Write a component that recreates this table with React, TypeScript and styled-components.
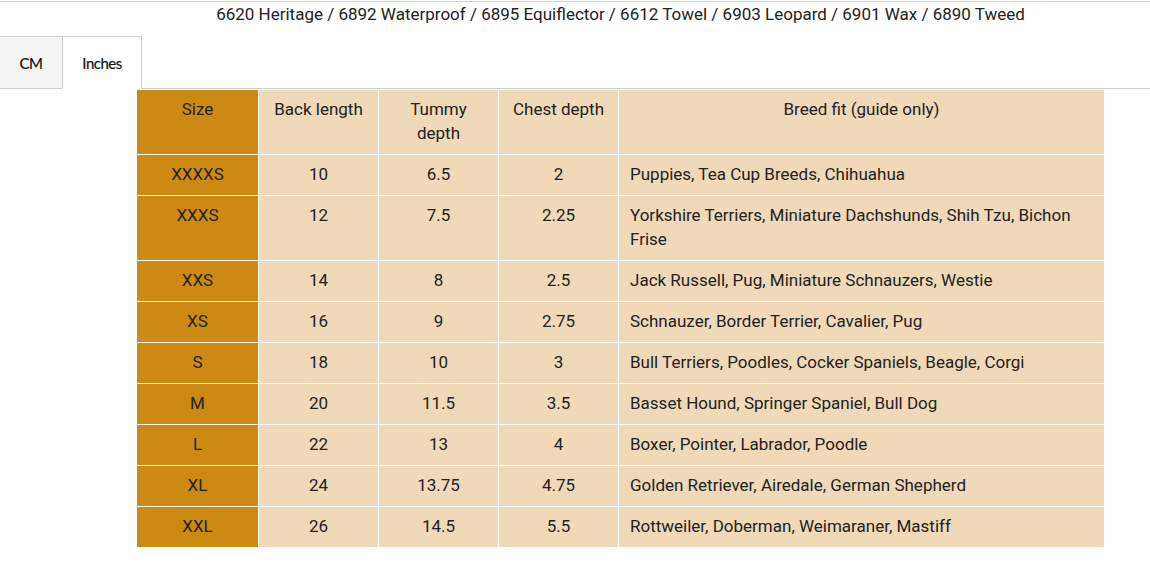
import React, { useState } from 'react'
import styled, { createGlobalStyle } from 'styled-components'

const GlobalStyle = createGlobalStyle`
  html, body {
    margin: 0;
    padding: 0;
    background: #fff;
    overflow: hidden;
  }
  body {
    font-family: Roboto, "Liberation Sans", Arial, sans-serif;
    color: #222;
  }
`

type Row = {
  size: string
  back: string
  tummy: string
  chest: string
  breeds: string
}

const ROWS: Row[] = [
  { size: 'XXXXS', back: '10', tummy: '6.5', chest: '2', breeds: 'Puppies, Tea Cup Breeds, Chihuahua' },
  {
    size: 'XXXS',
    back: '12',
    tummy: '7.5',
    chest: '2.25',
    breeds: 'Yorkshire Terriers, Miniature Dachshunds, Shih Tzu, Bichon Frise',
  },
  { size: 'XXS', back: '14', tummy: '8', chest: '2.5', breeds: 'Jack Russell, Pug, Miniature Schnauzers, Westie' },
  { size: 'XS', back: '16', tummy: '9', chest: '2.75', breeds: 'Schnauzer, Border Terrier, Cavalier, Pug' },
  { size: 'S', back: '18', tummy: '10', chest: '3', breeds: 'Bull Terriers, Poodles, Cocker Spaniels, Beagle, Corgi' },
  { size: 'M', back: '20', tummy: '11.5', chest: '3.5', breeds: 'Basset Hound, Springer Spaniel, Bull Dog' },
  { size: 'L', back: '22', tummy: '13', chest: '4', breeds: 'Boxer, Pointer, Labrador, Poodle' },
  { size: 'XL', back: '24', tummy: '13.75', chest: '4.75', breeds: 'Golden Retriever, Airedale, German Shepherd' },
  { size: 'XXL', back: '26', tummy: '14.5', chest: '5.5', breeds: 'Rottweiler, Doberman, Weimaraner, Mastiff' },
]

const TABS = ['CM', 'Inches']

export default function App() {
  const [tab, setTab] = useState('Inches')

  return (
    <Page>
      <GlobalStyle />
      <Title>6620 Heritage / 6892 Waterproof / 6895 Equiflector / 6612 Towel / 6903 Leopard / 6901 Wax / 6890 Tweed</Title>
      <TabList>
        {TABS.map((t) => (
          <Tab key={t} $active={t === tab} $width={t === 'CM' ? 63 : 80} onClick={() => setTab(t)}>
            {t}
          </Tab>
        ))}
      </TabList>
      <Panel>
        <SizeTable>
          <colgroup>
            <col style={{ width: 122 }} />
            <col style={{ width: 120 }} />
            <col style={{ width: 120 }} />
            <col style={{ width: 120 }} />
            <col />
          </colgroup>
          <thead>
            <tr>
              <SizeCell as="th">Size</SizeCell>
              <Cell as="th">Back length</Cell>
              <Cell as="th">Tummy depth</Cell>
              <Cell as="th">Chest depth</Cell>
              <Cell as="th">Breed fit (guide only)</Cell>
            </tr>
          </thead>
          <tbody>
            {ROWS.map((row) => (
              <tr key={row.size}>
                <SizeCell>{row.size}</SizeCell>
                <Cell>{row.back}</Cell>
                <Cell>{row.tummy}</Cell>
                <Cell>{row.chest}</Cell>
                <Cell $left>{row.breeds}</Cell>
              </tr>
            ))}
          </tbody>
        </SizeTable>
      </Panel>
    </Page>
  )
}

const Page = styled.div`
  margin-top: 1px;
  border-top: 1px solid #d4d4d4;
  width: 1150px;
`

const Title = styled.div`
  padding-left: 91px;
  margin-top: 1px;
  text-align: center;
  font-size: 17px;
  line-height: 22px;
  color: #222;
`

const TabList = styled.div`
  display: flex;
  margin-top: 11px;
  margin-bottom: -1px;
`

const Tab = styled.button<{ $active?: boolean; $width: number }>`
  box-sizing: border-box;
  width: ${(p) => p.$width}px;
  height: 53px;
  padding: 0;
  margin-left: -1px;
  font-family: Lato, "Open Sans", sans-serif;
  font-size: 15px;
  letter-spacing: -0.5px;
  -webkit-text-stroke: 0.2px #111;
  color: #111;
  background: ${(p) => (p.$active ? '#fff' : '#f4f4f4')};
  border: 1px solid #cfcfcf;
  border-bottom-color: ${(p) => (p.$active ? '#fff' : '#cfcfcf')};
  cursor: pointer;
  position: relative;
  z-index: 1;
  &:first-child {
    margin-left: 0;
    border-left: none;
  }
`

const Panel = styled.div`
  border-top: 1px solid #cfcfcf;
  padding-top: 1px;
  padding-left: 137px;
`

const SizeTable = styled.table`
  width: 969px;
  table-layout: fixed;
  border-collapse: collapse;
  font-size: 17px;
  line-height: 24px;
  margin: -1px 0 0 -1px;
`

const Cell = styled.td<{ $left?: boolean }>`
  padding: 7px 11px 9px;
  background: #f0d9b8;
  color: #222;
  border: 1px solid #fff;
  font-weight: 400;
  vertical-align: top;
  text-align: ${(p) => (p.$left ? 'left' : 'center')};
`

const SizeCell = styled(Cell)`
  background: #cc8a13;
`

· · · ·

◆ **BRIEF**: Your task is to reproduce all of the material exactly. The pictures stay out.

◆ **EXPECTED ANSWER**:
Write a component that recreates this table with React, TypeScript and styled-components.
import React, { useState } from 'react'
import styled, { createGlobalStyle } from 'styled-components'

const GlobalStyle = createGlobalStyle`
  html, body {
    margin: 0;
    padding: 0;
    background: #fff;
    overflow: hidden;
  }
  body {
    font-family: Roboto, "Liberation Sans", Arial, sans-serif;
    color: #222;
  }
`

type Row = {
  size: string
  back: string
  tummy: string
  chest: string
  breeds: string
}

const ROWS: Row[] = [
  { size: 'XXXXS', back: '10', tummy: '6.5', chest: '2', breeds: 'Puppies, Tea Cup Breeds, Chihuahua' },
  {
    size: 'XXXS',
    back: '12',
    tummy: '7.5',
    chest: '2.25',
    breeds: 'Yorkshire Terriers, Miniature Dachshunds, Shih Tzu, Bichon Frise',
  },
  { size: 'XXS', back: '14', tummy: '8', chest: '2.5', breeds: 'Jack Russell, Pug, Miniature Schnauzers, Westie' },
  { size: 'XS', back: '16', tummy: '9', chest: '2.75', breeds: 'Schnauzer, Border Terrier, Cavalier, Pug' },
  { size: 'S', back: '18', tummy: '10', chest: '3', breeds: 'Bull Terriers, Poodles, Cocker Spaniels, Beagle, Corgi' },
  { size: 'M', back: '20', tummy: '11.5', chest: '3.5', breeds: 'Basset Hound, Springer Spaniel, Bull Dog' },
  { size: 'L', back: '22', tummy: '13', chest: '4', breeds: 'Boxer, Pointer, Labrador, Poodle' },
  { size: 'XL', back: '24', tummy: '13.75', chest: '4.75', breeds: 'Golden Retriever, Airedale, German Shepherd' },
  { size: 'XXL', back: '26', tummy: '14.5', chest: '5.5', breeds: 'Rottweiler, Doberman, Weimaraner, Mastiff' },
]

const TABS = ['CM', 'Inches']

export default function App() {
  const [tab, setTab] = useState('Inches')

  return (
    <Page>
      <GlobalStyle />
      <Title>6620 Heritage / 6892 Waterproof / 6895 Equiflector / 6612 Towel / 6903 Leopard / 6901 Wax / 6890 Tweed</Title>
      <TabList>
        {TABS.map((t) => (
          <Tab key={t} $active={t === tab} $width={t === 'CM' ? 63 : 80} onClick={() => setTab(t)}>
            {t}
          </Tab>
        ))}
      </TabList>
      <Panel>
        <SizeTable>
          <colgroup>
            <col style={{ width: 122 }} />
            <col style={{ width: 120 }} />
            <col style={{ width: 120 }} />
            <col style={{ width: 120 }} />
            <col />
          </colgroup>
          <thead>
            <tr>
              <SizeCell as="th">Size</SizeCell>
              <Cell as="th">Back length</Cell>
              <Cell as="th">Tummy depth</Cell>
              <Cell as="th">Chest depth</Cell>
              <Cell as="th">Breed fit (guide only)</Cell>
            </tr>
          </thead>
          <tbody>
            {ROWS.map((row) => (
              <tr key={row.size}>
                <SizeCell>{row.size}</SizeCell>
                <Cell>{row.back}</Cell>
                <Cell>{row.tummy}</Cell>
                <Cell>{row.chest}</Cell>
                <Cell $left>{row.breeds}</Cell>
              </tr>
            ))}
          </tbody>
        </SizeTable>
      </Panel>
    </Page>
  )
}

const Page = styled.div`
  margin-top: 1px;
  border-top: 1px solid #d4d4d4;
  width: 1150px;
`

const Title = styled.div`
  padding-left: 91px;
  margin-top: 1px;
  text-align: center;
  font-size: 17px;
  line-height: 22px;
  color: #222;
`

const TabList = styled.div`
  display: flex;
  margin-top: 11px;
  margin-bottom: -1px;
`

const Tab = styled.button<{ $active?: boolean; $width: number }>`
  box-sizing: border-box;
  width: ${(p) => p.$width}px;
  height: 53px;
  padding: 0;
  margin-left: -1px;
  font-family: Lato, "Open Sans", sans-serif;
  font-size: 15px;
  letter-spacing: -0.5px;
  -webkit-text-stroke: 0.2px #111;
  color: #111;
  background: ${(p) => (p.$active ? '#fff' : '#f4f4f4')};
  border: 1px solid #cfcfcf;
  border-bottom-color: ${(p) => (p.$active ? '#fff' : '#cfcfcf')};
  cursor: pointer;
  position: relative;
  z-index: 1;
  &:first-child {
    margin-left: 0;
    border-left: none;
  }
`

const Panel = styled.div`
  border-top: 1px solid #cfcfcf;
  padding-top: 1px;
  padding-left: 137px;
`

const SizeTable = styled.table`
  width: 969px;
  table-layout: fixed;
  border-collapse: collapse;
  font-size: 17px;
  line-height: 24px;
  margin: -1px 0 0 -1px;
`

const Cell = styled.td<{ $left?: boolean }>`
  padding: 7px 11px 9px;
  background: #f0d9b8;
  color: #222;
  border: 1px solid #fff;
  font-weight: 400;
  vertical-align: top;
  text-align: ${(p) => (p.$left ? 'left' : 'center')};
`

const SizeCell = styled(Cell)`
  background: #cc8a13;
`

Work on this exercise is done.